▸ PROBLEM TO WORK ON: Reading down the listing below, count the lines where the word "React" shows up, then give only that count.

▸ RECORDED DATA:
■ ■ ■ ■ ■
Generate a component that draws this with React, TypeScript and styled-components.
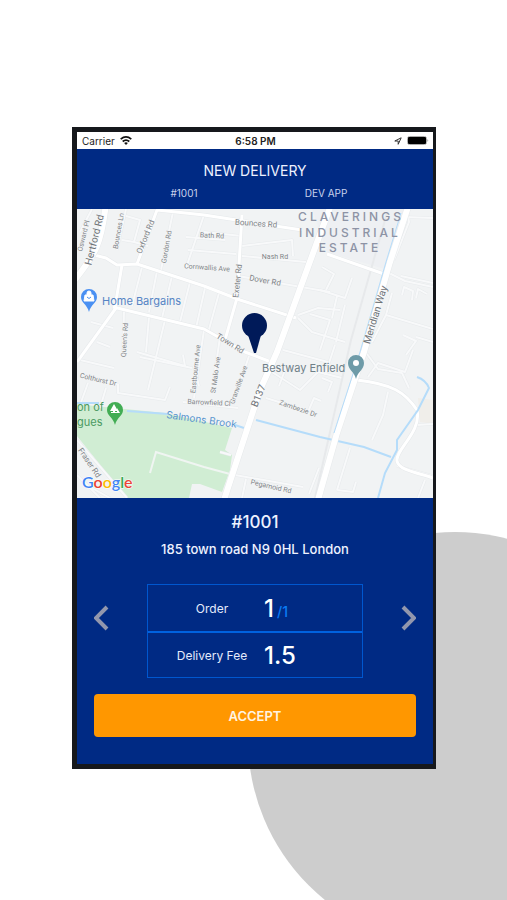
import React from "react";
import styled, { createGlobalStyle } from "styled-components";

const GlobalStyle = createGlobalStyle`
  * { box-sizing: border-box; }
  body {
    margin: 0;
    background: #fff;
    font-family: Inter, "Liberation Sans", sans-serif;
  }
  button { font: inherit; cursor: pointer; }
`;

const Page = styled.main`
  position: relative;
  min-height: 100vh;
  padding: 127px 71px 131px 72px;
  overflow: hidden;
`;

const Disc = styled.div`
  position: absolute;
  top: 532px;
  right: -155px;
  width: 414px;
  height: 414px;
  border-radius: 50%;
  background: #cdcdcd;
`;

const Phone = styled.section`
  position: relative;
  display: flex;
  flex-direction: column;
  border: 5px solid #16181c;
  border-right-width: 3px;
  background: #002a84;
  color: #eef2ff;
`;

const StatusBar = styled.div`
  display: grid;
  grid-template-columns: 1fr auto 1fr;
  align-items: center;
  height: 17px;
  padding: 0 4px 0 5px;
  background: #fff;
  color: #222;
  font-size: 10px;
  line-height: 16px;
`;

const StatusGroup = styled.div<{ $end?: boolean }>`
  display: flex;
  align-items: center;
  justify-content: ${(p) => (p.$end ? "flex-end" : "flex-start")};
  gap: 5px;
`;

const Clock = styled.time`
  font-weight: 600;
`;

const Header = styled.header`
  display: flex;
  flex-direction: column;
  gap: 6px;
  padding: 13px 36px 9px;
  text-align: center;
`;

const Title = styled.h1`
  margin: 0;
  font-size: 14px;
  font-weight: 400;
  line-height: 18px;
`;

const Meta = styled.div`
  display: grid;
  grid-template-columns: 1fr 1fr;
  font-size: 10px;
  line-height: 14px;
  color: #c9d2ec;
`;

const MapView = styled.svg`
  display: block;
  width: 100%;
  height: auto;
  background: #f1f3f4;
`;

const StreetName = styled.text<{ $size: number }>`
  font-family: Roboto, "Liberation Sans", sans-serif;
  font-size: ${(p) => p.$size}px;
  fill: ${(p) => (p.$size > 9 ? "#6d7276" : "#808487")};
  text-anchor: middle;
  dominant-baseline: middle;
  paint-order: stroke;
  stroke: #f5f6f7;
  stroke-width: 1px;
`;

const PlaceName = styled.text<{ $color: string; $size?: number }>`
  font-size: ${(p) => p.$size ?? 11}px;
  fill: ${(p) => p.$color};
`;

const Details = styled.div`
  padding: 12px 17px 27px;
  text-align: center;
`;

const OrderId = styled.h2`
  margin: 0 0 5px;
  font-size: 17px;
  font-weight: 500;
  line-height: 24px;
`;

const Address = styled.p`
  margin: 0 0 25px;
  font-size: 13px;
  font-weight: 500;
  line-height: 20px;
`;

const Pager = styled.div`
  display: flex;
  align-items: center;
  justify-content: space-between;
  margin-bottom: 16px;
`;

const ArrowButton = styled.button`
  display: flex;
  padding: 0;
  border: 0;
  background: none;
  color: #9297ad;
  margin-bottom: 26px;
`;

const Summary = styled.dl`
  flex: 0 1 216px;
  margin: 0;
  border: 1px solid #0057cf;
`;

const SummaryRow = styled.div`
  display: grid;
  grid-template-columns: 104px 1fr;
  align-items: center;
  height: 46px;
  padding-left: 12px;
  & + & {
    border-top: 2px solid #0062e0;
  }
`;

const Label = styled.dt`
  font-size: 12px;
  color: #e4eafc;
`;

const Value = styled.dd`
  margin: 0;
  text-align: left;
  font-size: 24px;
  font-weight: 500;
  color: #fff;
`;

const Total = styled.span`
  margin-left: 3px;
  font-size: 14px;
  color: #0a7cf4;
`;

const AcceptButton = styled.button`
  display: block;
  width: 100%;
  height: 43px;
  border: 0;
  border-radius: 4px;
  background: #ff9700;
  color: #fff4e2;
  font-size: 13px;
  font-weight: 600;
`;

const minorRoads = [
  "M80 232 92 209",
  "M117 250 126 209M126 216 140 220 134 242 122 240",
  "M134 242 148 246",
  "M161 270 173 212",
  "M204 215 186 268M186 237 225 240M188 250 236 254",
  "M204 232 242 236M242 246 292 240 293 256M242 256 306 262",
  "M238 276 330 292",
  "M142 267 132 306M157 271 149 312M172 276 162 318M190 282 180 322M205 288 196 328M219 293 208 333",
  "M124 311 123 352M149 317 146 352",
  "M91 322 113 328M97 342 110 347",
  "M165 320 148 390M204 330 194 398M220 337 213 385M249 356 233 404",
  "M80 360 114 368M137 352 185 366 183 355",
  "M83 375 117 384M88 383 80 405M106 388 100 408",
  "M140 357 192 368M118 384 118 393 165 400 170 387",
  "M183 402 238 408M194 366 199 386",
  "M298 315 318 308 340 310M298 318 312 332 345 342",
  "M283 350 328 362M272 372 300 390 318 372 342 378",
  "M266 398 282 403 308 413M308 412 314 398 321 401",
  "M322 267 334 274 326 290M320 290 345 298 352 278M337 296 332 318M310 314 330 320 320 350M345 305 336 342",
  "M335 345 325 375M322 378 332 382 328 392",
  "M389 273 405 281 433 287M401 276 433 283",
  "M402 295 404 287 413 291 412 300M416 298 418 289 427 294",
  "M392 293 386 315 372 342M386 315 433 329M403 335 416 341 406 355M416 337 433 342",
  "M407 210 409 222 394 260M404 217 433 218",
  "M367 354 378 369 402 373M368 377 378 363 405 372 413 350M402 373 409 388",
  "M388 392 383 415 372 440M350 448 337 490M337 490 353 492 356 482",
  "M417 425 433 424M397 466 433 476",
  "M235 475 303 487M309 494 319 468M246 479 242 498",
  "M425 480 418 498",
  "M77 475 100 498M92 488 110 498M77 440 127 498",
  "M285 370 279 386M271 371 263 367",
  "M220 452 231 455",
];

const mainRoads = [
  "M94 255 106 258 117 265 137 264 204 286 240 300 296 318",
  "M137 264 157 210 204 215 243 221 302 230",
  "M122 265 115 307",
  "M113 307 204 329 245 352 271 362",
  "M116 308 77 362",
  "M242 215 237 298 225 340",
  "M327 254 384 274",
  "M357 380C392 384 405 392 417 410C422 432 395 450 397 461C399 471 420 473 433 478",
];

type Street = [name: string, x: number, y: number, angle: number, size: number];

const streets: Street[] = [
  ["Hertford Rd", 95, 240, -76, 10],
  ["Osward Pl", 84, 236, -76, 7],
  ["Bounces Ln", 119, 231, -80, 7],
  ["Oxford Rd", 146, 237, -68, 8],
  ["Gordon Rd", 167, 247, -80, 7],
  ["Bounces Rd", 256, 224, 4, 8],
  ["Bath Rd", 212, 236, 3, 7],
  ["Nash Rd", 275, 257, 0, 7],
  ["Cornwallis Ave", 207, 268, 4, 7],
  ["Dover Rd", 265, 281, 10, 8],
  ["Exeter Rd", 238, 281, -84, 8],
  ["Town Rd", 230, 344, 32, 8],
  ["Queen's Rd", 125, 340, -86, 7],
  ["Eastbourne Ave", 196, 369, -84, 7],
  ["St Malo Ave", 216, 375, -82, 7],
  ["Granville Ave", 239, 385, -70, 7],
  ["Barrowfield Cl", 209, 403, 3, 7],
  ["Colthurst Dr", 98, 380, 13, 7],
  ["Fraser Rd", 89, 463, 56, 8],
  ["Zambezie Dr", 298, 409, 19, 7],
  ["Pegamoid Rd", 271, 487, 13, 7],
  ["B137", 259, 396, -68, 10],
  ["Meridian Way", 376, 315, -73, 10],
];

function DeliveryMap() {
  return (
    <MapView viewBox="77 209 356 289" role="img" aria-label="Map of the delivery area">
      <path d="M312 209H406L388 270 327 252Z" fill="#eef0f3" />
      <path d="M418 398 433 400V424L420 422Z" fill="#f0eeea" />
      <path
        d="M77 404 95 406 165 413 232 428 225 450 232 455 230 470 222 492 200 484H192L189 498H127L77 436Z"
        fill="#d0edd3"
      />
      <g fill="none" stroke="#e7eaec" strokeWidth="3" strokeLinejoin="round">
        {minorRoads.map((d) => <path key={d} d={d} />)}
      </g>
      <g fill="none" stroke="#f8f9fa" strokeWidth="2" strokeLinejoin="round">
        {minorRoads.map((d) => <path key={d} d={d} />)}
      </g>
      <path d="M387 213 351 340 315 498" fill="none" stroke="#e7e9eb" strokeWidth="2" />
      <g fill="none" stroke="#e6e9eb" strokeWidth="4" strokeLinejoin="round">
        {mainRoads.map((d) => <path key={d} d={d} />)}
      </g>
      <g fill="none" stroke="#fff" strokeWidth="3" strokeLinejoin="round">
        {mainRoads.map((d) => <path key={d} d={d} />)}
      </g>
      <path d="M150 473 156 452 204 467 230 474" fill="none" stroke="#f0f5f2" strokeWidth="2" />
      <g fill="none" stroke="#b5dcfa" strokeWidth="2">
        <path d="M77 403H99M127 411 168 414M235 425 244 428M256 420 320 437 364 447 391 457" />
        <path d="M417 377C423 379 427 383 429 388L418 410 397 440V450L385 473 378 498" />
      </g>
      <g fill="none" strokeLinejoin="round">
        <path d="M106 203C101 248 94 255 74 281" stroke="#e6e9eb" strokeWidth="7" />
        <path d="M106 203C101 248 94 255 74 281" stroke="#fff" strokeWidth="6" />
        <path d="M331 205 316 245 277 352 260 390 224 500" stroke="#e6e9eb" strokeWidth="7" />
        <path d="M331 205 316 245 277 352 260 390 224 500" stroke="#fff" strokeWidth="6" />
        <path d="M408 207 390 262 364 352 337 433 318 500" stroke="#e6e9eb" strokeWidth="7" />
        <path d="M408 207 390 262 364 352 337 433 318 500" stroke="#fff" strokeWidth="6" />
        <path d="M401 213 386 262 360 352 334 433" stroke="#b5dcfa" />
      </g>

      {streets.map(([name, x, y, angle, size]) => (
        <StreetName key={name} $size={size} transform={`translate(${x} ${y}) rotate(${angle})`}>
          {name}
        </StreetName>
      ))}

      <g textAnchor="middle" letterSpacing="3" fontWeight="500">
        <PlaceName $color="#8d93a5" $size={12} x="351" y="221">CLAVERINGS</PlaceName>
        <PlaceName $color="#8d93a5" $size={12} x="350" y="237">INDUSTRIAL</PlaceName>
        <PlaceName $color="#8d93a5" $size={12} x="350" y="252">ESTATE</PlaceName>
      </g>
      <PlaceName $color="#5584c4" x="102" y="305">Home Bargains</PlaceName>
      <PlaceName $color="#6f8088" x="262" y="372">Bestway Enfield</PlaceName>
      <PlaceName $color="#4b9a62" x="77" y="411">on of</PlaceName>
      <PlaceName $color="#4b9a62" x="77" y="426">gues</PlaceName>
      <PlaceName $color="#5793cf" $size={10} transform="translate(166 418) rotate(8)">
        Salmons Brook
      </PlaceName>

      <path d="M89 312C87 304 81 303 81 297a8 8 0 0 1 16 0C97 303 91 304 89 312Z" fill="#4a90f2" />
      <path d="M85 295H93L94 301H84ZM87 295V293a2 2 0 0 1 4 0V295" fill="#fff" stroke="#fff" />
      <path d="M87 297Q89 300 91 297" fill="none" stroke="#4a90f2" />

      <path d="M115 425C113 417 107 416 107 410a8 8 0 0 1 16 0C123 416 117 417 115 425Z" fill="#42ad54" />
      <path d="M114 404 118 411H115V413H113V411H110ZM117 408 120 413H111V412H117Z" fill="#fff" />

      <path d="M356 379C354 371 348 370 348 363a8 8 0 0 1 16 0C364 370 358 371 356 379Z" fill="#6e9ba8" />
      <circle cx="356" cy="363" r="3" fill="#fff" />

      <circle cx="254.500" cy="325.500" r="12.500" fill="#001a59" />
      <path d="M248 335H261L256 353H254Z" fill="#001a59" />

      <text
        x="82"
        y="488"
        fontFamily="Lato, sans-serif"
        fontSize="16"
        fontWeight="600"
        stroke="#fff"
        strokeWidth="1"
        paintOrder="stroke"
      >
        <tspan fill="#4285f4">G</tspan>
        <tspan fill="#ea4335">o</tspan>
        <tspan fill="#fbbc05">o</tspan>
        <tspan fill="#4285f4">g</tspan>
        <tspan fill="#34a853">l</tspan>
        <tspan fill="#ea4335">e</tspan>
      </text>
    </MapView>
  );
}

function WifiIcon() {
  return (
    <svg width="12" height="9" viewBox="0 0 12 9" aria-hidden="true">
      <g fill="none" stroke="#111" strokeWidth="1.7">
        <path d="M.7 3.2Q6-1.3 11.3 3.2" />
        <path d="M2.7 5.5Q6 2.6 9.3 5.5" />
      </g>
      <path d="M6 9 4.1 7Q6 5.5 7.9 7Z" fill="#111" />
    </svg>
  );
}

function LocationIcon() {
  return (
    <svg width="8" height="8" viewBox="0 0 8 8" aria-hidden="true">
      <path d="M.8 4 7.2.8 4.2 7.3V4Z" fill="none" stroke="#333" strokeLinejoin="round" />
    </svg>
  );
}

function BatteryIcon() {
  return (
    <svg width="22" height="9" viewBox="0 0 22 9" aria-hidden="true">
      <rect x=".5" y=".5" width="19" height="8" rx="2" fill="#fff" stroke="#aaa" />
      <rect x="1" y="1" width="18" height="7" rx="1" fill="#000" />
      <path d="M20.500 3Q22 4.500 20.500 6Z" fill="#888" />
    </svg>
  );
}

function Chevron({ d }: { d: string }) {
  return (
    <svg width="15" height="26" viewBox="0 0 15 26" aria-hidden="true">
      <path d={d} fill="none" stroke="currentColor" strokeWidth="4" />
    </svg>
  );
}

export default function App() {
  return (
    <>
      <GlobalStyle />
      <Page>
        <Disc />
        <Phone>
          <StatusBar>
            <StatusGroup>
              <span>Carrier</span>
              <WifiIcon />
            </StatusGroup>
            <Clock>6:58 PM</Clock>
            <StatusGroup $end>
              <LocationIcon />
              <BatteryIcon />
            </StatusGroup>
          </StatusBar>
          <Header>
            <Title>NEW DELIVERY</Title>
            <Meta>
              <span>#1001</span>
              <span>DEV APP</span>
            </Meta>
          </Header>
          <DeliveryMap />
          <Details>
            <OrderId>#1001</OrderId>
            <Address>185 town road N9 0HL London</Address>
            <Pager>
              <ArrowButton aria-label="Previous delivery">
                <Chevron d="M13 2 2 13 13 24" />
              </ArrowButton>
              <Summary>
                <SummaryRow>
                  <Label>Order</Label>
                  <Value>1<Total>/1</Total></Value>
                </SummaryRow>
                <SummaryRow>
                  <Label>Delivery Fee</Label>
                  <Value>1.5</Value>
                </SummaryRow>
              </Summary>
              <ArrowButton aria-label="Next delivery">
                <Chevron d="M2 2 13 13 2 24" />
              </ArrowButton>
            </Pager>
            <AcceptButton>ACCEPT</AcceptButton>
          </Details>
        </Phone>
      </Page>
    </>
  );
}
■ ■ ■ ■ ■
▸ FULL OUTPUT: 2